Un taux de chômage qui n’est pas repassé sous les 4,5% depuis 1978
La chose n’est pas facile. Il y a une sorte de tension entre le besoin de mesurer les choses et l’impossibilité de quantifier des dimensions essentielles de la vie. Il n’en demeure pas moins que dans le cas du marché du travail, il est difficile de justifier l’absence de baromètre performant. Un pays où le taux de chômage n’est plus repassé sous la barre des 4,5 % de la population active depuis 1978 ne peut pas faire l’économie de comparatifs, même quand leur résultat ne fait pas plaisir.

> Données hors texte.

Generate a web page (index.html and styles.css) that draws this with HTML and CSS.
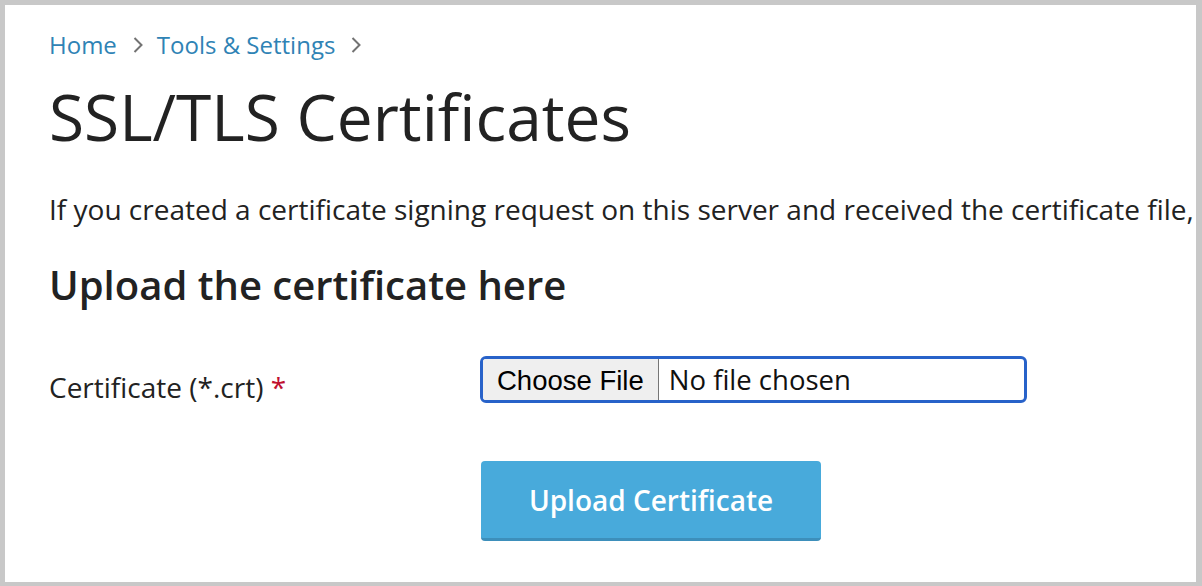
FILE: index.html
```html
<!DOCTYPE html>
<html lang="en">
<head>
    <meta charset="UTF-8">
    <meta name="viewport" content="width=device-width, initial-scale=1.0">
    <title>SSL/TLS Certificates</title>
    <link rel="stylesheet" href="styles.css">
</head>
<body>
    <div class="frame">
        <!-- Breadcrumbs -->
        <nav class="breadcrumbs">
            <a href="#">Home</a>
            <span class="sep"><svg width="10" height="16" viewBox="0 0 10 16"><path d="M1.5 1 L8.5 8 L1.5 15" /></svg></span>
            <a href="#">Tools &amp; Settings</a>
            <span class="sep"><svg width="10" height="16" viewBox="0 0 10 16"><path d="M1.5 1 L8.5 8 L1.5 15" /></svg></span>
        </nav>

        <h1>SSL/TLS Certificates</h1>
        <p class="hint">If you created a certificate signing request on this server and received the certificate file,</p>

        <h2>Upload the certificate here</h2>

        <form class="upload-form" onsubmit="return false">
            <div class="form-row">
                <label class="form-label">Certificate (*.crt) <span class="required">*</span></label>
                <div class="file-input">
                    <span class="file-btn">Choose File</span>
                    <span class="file-name">No file chosen</span>
                </div>
            </div>
            <div class="form-actions">
                <button class="btn" type="submit">Upload Certificate</button>
            </div>
        </form>
    </div>
</body>
</html>
```

FILE: styles.css
```css
* {
    margin: 0;
    padding: 0;
    box-sizing: border-box;
}

body {
    background-color: #c8c8c8;
    font-family: "Open Sans", "Noto Sans", sans-serif;
    color: #222;
}

.frame {
    height: 586px;
    background: #fff;
    border-style: solid;
    border-color: #c8c8c8;
    border-width: 5px 6px 4px 5px;
    padding: 22px 0 0 44px;
    overflow: hidden;
}

/* Breadcrumbs */
.breadcrumbs {
    display: flex;
    align-items: center;
    font-size: 24px;
    line-height: 36px;
}

.breadcrumbs a {
    color: #2f83b5;
    text-decoration: none;
}

.breadcrumbs .sep {
    display: flex;
    margin: 0 14px 0 16px;
}

.breadcrumbs .sep path {
    fill: none;
    stroke: #737373;
    stroke-width: 2;
}

h1 {
    font-size: 64px;
    font-weight: 400;
    line-height: 77px;
    margin-top: 15px;
}

.hint {
    font-size: 28px;
    line-height: 40px;
    margin-top: 34px;
    white-space: nowrap;
}

h2 {
    font-size: 40px;
    font-weight: 600;
    line-height: 52px;
    margin-top: 30px;
}

/* Form */
.upload-form {
    margin-top: 45px;
}

.form-row {
    display: flex;
    align-items: flex-start;
}

.form-label {
    width: 431px;
    font-size: 28px;
    line-height: 40px;
    padding-top: 11px;
}

.required {
    color: #c0102f;
}

.file-input {
    display: flex;
    width: 547px;
    height: 47px;
    border: 3px solid #2862c9;
    border-radius: 6px;
    overflow: hidden;
}

.file-btn {
    display: flex;
    align-items: center;
    padding: 2px 14px 0;
    background: #efefef;
    border-right: 1px solid #767676;
    font-family: "Liberation Sans", Arial, sans-serif;
    font-size: 27.5px;
    color: #000;
}

.file-name {
    display: flex;
    align-items: center;
    padding-left: 10px;
    font-size: 27.5px;
    color: #111;
}

.form-actions {
    margin-top: 54px;
    padding-left: 432px;
}

.btn {
    width: 340px;
    height: 80px;
    background-color: #48aadb;
    border: none;
    border-bottom: 3px solid #3d8fbb;
    border-radius: 4px;
    color: #fff;
    font-family: "Open Sans", sans-serif;
    font-size: 28px;
    font-weight: 600;
    cursor: pointer;
}
```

Espérons que la réforme du marché du travail en cours permettra de changer la donne. Elle pourrait permettre à la France d’abandonner sa position de mauvais élève. Si c’est le cas il est tout à fait possible que le volet « marché du travail » soit réintégré à l’indicateur de la Banque mondiale. Ce baromètre retrouverait tout son sens et, surtout, un nombre significatif de chômeurs auraient enfin l’opportunité de retrouver un emploi… Une bonne nouvelle dans un pays qui prône l’égalité et la fraternité, mais organise depuis trop longtemps la dualité du marché du travail.
Cécile Philippe est directrice générale de l’Institut économique Molinari.